Yes, I am so lucky to have my three wonderful children. Their eyes look like Shawn’s, and I can see him in them every day.

But in these moments, their love is not a substitute for the love I had with Shawn. Having them does not lessen the grief.

I cry less these days, but that morning the tears that fell from my face felt heavy. I cried silently, holding my boy, wishing that Shawn was there.

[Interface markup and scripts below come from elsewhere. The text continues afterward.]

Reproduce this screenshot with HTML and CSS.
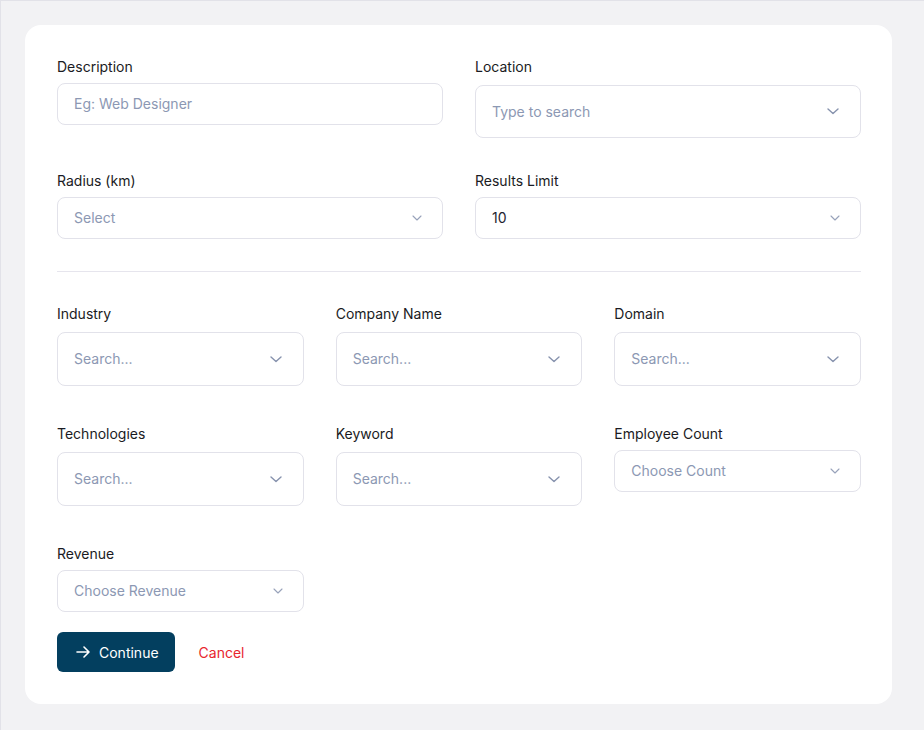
FILE: index.html
```html
<!DOCTYPE html>
<html lang="en">
<head>
<meta charset="utf-8">
<title>Search form</title>
<link rel="stylesheet" href="styles.css">
</head>
<body>
<div class="page">
  <form class="card">
    <div class="grid-2">
      <div class="field">
        <label class="label">Description</label>
        <div class="control control-input"><span class="ph">Eg: Web Designer</span></div>
      </div>
      <div class="field">
        <label class="label">Location</label>
        <div class="control control-search control-loc"><span class="ph">Type to search</span>
          <svg class="chev chev-lg" viewBox="0 0 12 7"><path d="M1 1l5 4.5L11 1"/></svg></div>
      </div>
      <div class="field">
        <label class="label">Radius (km)</label>
        <div class="control control-select"><span class="ph">Select</span>
          <svg class="chev chev-sm" viewBox="0 0 10 6"><path d="M1 1l4 4 4-4"/></svg></div>
      </div>
      <div class="field">
        <label class="label">Results Limit</label>
        <div class="control control-select"><span class="val">10</span>
          <svg class="chev chev-sm" viewBox="0 0 10 6"><path d="M1 1l4 4 4-4"/></svg></div>
      </div>
    </div>

    <hr class="divider">

    <div class="grid-3">
      <div class="field">
        <label class="label">Industry</label>
        <div class="control control-search"><span class="ph">Search...</span>
          <svg class="chev chev-lg" viewBox="0 0 12 7"><path d="M1 1l5 4.5L11 1"/></svg></div>
      </div>
      <div class="field">
        <label class="label">Company Name</label>
        <div class="control control-search"><span class="ph">Search...</span>
          <svg class="chev chev-lg" viewBox="0 0 12 7"><path d="M1 1l5 4.5L11 1"/></svg></div>
      </div>
      <div class="field">
        <label class="label">Domain</label>
        <div class="control control-search"><span class="ph">Search...</span>
          <svg class="chev chev-lg" viewBox="0 0 12 7"><path d="M1 1l5 4.5L11 1"/></svg></div>
      </div>
      <div class="field">
        <label class="label">Technologies</label>
        <div class="control control-search"><span class="ph">Search...</span>
          <svg class="chev chev-lg" viewBox="0 0 12 7"><path d="M1 1l5 4.5L11 1"/></svg></div>
      </div>
      <div class="field">
        <label class="label">Keyword</label>
        <div class="control control-search"><span class="ph">Search...</span>
          <svg class="chev chev-lg" viewBox="0 0 12 7"><path d="M1 1l5 4.5L11 1"/></svg></div>
      </div>
      <div class="field">
        <label class="label">Employee Count</label>
        <div class="control control-select"><span class="ph">Choose Count</span>
          <svg class="chev chev-sm" viewBox="0 0 10 6"><path d="M1 1l4 4 4-4"/></svg></div>
      </div>
      <div class="field">
        <label class="label">Revenue</label>
        <div class="control control-select"><span class="ph">Choose Revenue</span>
          <svg class="chev chev-sm" viewBox="0 0 10 6"><path d="M1 1l4 4 4-4"/></svg></div>
      </div>
    </div>

    <div class="actions">
      <button type="button" class="btn-primary">
        <svg class="arrow" viewBox="0 0 14 12"><path d="M1 6h12M8 1l5 5-5 5"/></svg>
        Continue
      </button>
      <button type="button" class="btn-link">Cancel</button>
    </div>
  </form>
</div>
</body>
</html>
```

FILE: styles.css
```css
* { box-sizing: border-box; }
html, body { margin: 0; padding: 0; }
body {
  background: #f2f2f4;
  font-family: Inter, "Noto Sans", "Liberation Sans", sans-serif;
  font-size: 14px;
  color: #1f2230;
}
.page {
  min-height: 730px;
  border-top: 1px solid #e2e2e8;
  border-left: 1px solid #e2e2e8;
  padding: 24px 32px 27px 24px;
}
.card {
  background: #ffffff;
  border-radius: 16px;
  padding: 32px 31px 32px 32px;
  width: 867px;
}
.grid-2 {
  display: grid;
  grid-template-columns: 1fr 1fr;
  column-gap: 32px;
  row-gap: 33px;
  align-items: start;
}
.grid-3 {
  display: grid;
  grid-template-columns: 1fr 1fr 1fr;
  column-gap: 32px;
  row-gap: 38px;
  align-items: start;
}
.field { display: flex; flex-direction: column; }
.label {
  font-size: 14px;
  line-height: 20px;
  font-weight: 400;
  color: #1a1b23;
}
.control {
  display: flex;
  align-items: center;
  justify-content: space-between;
  border: 1px solid #e2e2ea;
  border-radius: 8px;
  background: #fff;
  padding: 0 16px;
  font-size: 14px;
  line-height: 18px;
}
.control-input, .control-select { height: 42px; margin-top: 6px; }
.control-search { height: 54px; margin-top: 8px; padding-right: 21px; }
.control-loc { height: 53px; }
.control-select { padding-right: 20px; }
.ph { color: #8c98b3; }
.val { color: #1f2230; }
.chev { fill: none; stroke-linecap: round; stroke-linejoin: round; }
.chev-lg { width: 12px; height: 7px; stroke: #8692ad; stroke-width: 1.4; }
.chev-sm { width: 10px; height: 6px; stroke: #98a2ba; stroke-width: 1.1; }
.divider {
  border: 0;
  border-top: 1px solid #e6e5ed;
  margin: 32px 0;
}
.actions {
  display: flex;
  align-items: center;
  gap: 24px;
  margin-top: 20px;
}
.btn-primary {
  display: flex;
  align-items: center;
  gap: 9px;
  height: 40px;
  padding: 0 16px 0 19px;
  background: #033f5f;
  color: #fff;
  border: 0;
  border-radius: 6px;
  font-family: inherit;
  font-size: 14px;
  font-weight: 400;
}
.arrow { width: 14px; height: 12px; fill: none; stroke: #fff; stroke-width: 1.6; stroke-linecap: round; stroke-linejoin: round; }
.btn-link {
  background: none;
  border: 0;
  padding: 0;
  font-family: inherit;
  font-size: 14px;
  color: #e8262e;
}
```
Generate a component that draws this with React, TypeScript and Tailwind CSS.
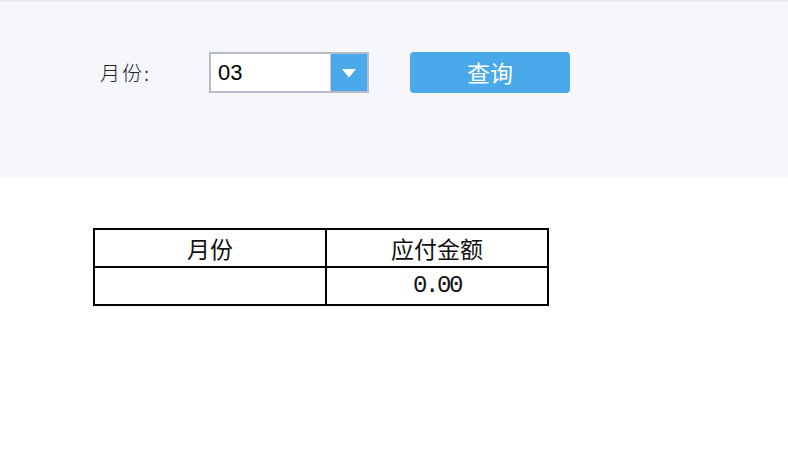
export default function App() {
  const cjk = { fontFamily: '"Noto Sans CJK SC", "Microsoft YaHei", sans-serif' };

  return (
    <div className="min-h-[452px] w-full bg-white" style={cjk}>
      {/* query bar */}
      <div className="h-[178px] border-t-2 border-[#e8eaee] bg-[#f5f7fa] pt-[50px]">
        <div className="flex h-[41px] items-center pl-[100px]">
          <label className="w-[109px] text-[20px] font-light tracking-[2px] text-[#222]">月份:</label>
          <div className="flex h-[41px] w-[160px] border-2 border-[#b8bcc9] bg-white">
            <div
              className="flex flex-1 items-center pl-[7px] text-[22px] text-black"
              style={{ fontFamily: '"Liberation Sans", Arial, sans-serif' }}
            >
              03
            </div>
            <div className="flex w-[37px] items-center justify-center border-l border-[#c9ccd6] bg-[#49a9ea]">
              <svg width="16" height="10" viewBox="0 0 16 10">
                <path d="M1 1 L15 1 L8 9.5 Z" fill="#fff" />
              </svg>
            </div>
          </div>
          <button className="ml-[41px] flex h-[41px] w-[160px] items-center justify-center rounded-[4px] bg-[#49a9ea] text-[23px] text-white">
            查询
          </button>
        </div>
      </div>

      {/* result table */}
      <div className="ml-[93px] mt-[50px] w-[456px] border-2 border-black text-[23px] text-[#111]">
        <div className="grid grid-cols-[232px_1fr]">
          <div className="flex h-[38px] items-center justify-center border-b-2 border-r-2 border-black">月份</div>
          <div className="flex h-[38px] items-center justify-center border-b-2 border-black">应付金额</div>
          <div className="h-[36px] border-r-2 border-black"></div>
          <div
            className="flex h-[36px] items-center justify-center text-[24px] tracking-[-2.4px]"
            style={{ fontFamily: '"Liberation Mono", monospace' }}
          >
            0.00
          </div>
        </div>
      </div>
    </div>
  );
}
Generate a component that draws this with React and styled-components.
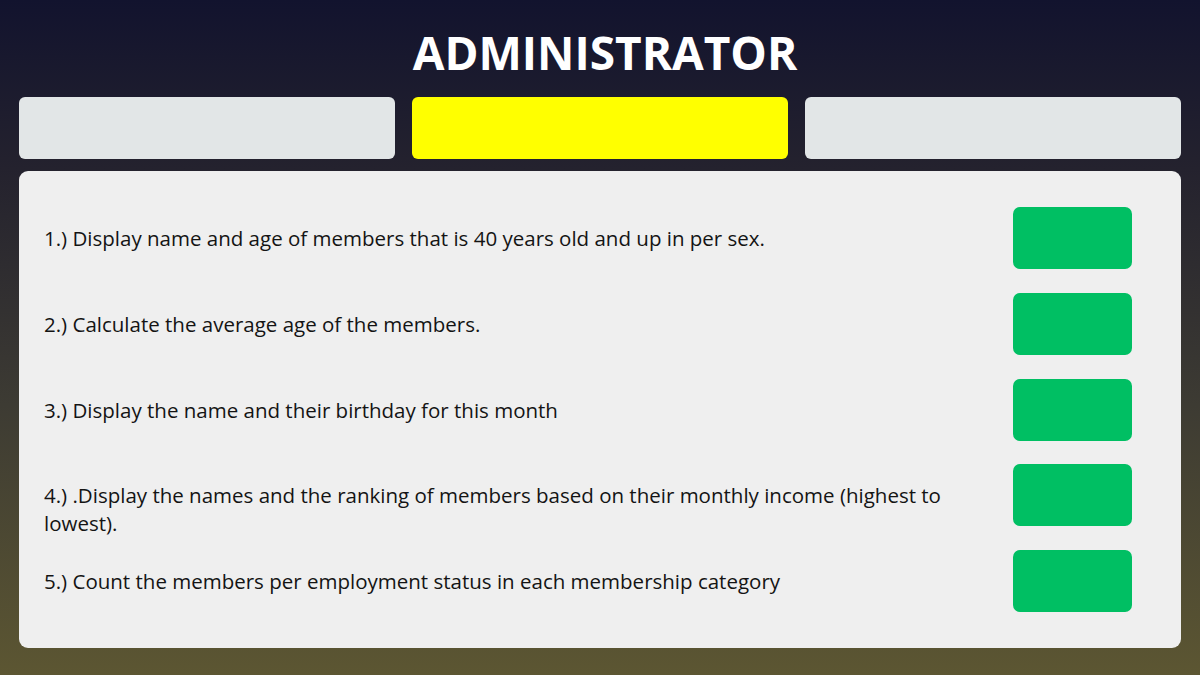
import React from 'react';
import styled, { createGlobalStyle } from 'styled-components';

const GlobalStyle = createGlobalStyle`
  html, body {
    margin: 0;
    padding: 0;
  }
  body {
    font-family: "Open Sans", "Noto Sans", sans-serif;
  }
`;

const Page = styled.div`
  width: 1200px;
  height: 675px;
  box-sizing: border-box;
  padding: 22px 19px 0;
  background: linear-gradient(180deg, #12132e 0%, #24222e 25%, #3d3b33 60%, #5c5632 100%);
  display: flex;
  flex-direction: column;
`;

const Title = styled.h1`
  margin: 0;
  height: 63px;
  padding-left: 10px;
  text-align: center;
  color: #ffffff;
  font-size: 46px;
  font-weight: 700;
  line-height: 60px;
`;

const Tabs = styled.div`
  display: grid;
  grid-template-columns: repeat(3, 1fr);
  gap: 17px;
  margin-top: 12px;
`;

const Tab = styled.div`
  height: 62px;
  border-radius: 6px;
  background: ${(p) => (p.$active ? '#ffff00' : '#e2e6e7')};
`;

const Panel = styled.div`
  margin-top: 12px;
  height: 477px;
  box-sizing: border-box;
  border-radius: 9px;
  background: #efefef;
  padding: 36px 49px 0 25px;
  display: flex;
  flex-direction: column;
  gap: 23.75px;
`;

const Row = styled.div`
  display: flex;
  justify-content: space-between;
  align-items: flex-start;
  height: 62px;
`;

const Question = styled.p`
  margin: 17px 0 0;
  max-width: 920px;
  font-size: 20.5px;
  line-height: 28px;
  color: #141414;
`;

const GoButton = styled.button`
  flex: none;
  width: 119px;
  height: 62px;
  border: none;
  border-radius: 7px;
  background: #00bf63;
  cursor: pointer;
`;

const questions = [
  '1.) Display name and age of members that is 40 years old and up in per sex.',
  '2.) Calculate the average age of the members.',
  '3.) Display the name and their birthday for this month',
  '4.) .Display the names and the ranking of members based on their monthly income (highest to lowest).',
  '5.) Count the members per employment status in each membership category',
];

const App = () => {
  return (
    <>
      <GlobalStyle />
      <Page>
        <Title>ADMINISTRATOR</Title>
        <Tabs>
          <Tab />
          <Tab $active />
          <Tab />
        </Tabs>
        <Panel>
          {questions.map((q) => (
            <Row key={q}>
              <Question>{q}</Question>
              <GoButton />
            </Row>
          ))}
        </Panel>
      </Page>
    </>
  );
};

export default App;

Suddenly, the sun spurted over the windowsill and into my room. I’d left the shades open. Tommy looked at me, wondering what was happening.

“Tears,” he said.

“Yes, but Mama is okay,” I said, wiping my face. “Let’s get up. It’s time to have breakfast.”

14 Comments

  • ABP

    Circle Broken
    Eros – flickers,
    Philos- daily life,
    Platos- deep longing,
    Precious doe of my life
    Return to me.

  • Karen Joan

    That’s beautiful. I am glad to see “it “captured, because the dreams where I can physically feel my partner have almost disappeared at 6 years out. I try to will them back into existence at the same time I try to be enthusiastic going on dates with people I meet online. I know there is no normal, but there’s not a lot of 48 year old widows, I can’t imagine being younger and going through this.

    • Marjorie

      Oh, trust me, there aren’t a lot of people widowed at 38! But somehow, I’ve found a small community of young widows, which makes me sad (that there are others who exist) and also really reassured. Thanks for reading – and gosh, good luck with online dating!

  • Michael Zoosman

    Marjorie,

    This is beautiful. May you continue to find inspiration in Shawn’s loving memory, and thank you for sharing this.

    – Mike

  • Carmelita

    Me: I think Shawn was really with you. In a way we don’t understand yet. I love how he enjoyed the surprise of the ocean. And sharing it with you.
    Six years in, I still miss my husband and the special way he loved me so with So much warmth and affection. Nothing has replaced that.
    Hope Shawn visits again soon.

  • Gina Rich

    Marjorie: Thank you for sharing your beautiful writing, and I am so sorry for your loss. I saw your moving essay in the Washington Post, and your words are helping others feel less alone. Dreams are interesting – I often dream about my late mother, and can also only remember snippets upon waking. I wonder if there is a way to recall more details of the dreams we have of our loved ones.

    • Marjorie

      Oh, thank you for reading. Yes, I’m lucky to write for the Post sometimes – they are lovely about publishing really difficult stories. And dreams are so beautiful, aren’t they? I’m often gut-punched by them, but I do love seeing Shawn’s face again.

  • Gabe

    Oh, Marjorie. I like to read your exquisite writing when I have a moment to focus and you know as a mom those moments are few and far between. I’m catching up on lots of your recent posts. I could feel the yearning in this one so deeply. Sending love, always!!!

  • kathy

    I love this, I have had many dreams where my husband has come to me, the first was about 2 months in and in it he cycled up beside me, he looked younger and very fit, i was so happy to see him and told him he looked beautiful, I was rubbing his back as he had bad back pain before he died. I kissed his face and he was smiling at me, he told me he was busy and fine, I thanked him for coming and asked him to come again to me (which he has many times including kissing me). These dreams stay with us forever. On waking I was so happy to have dreamed of him and then the tears flowed!!!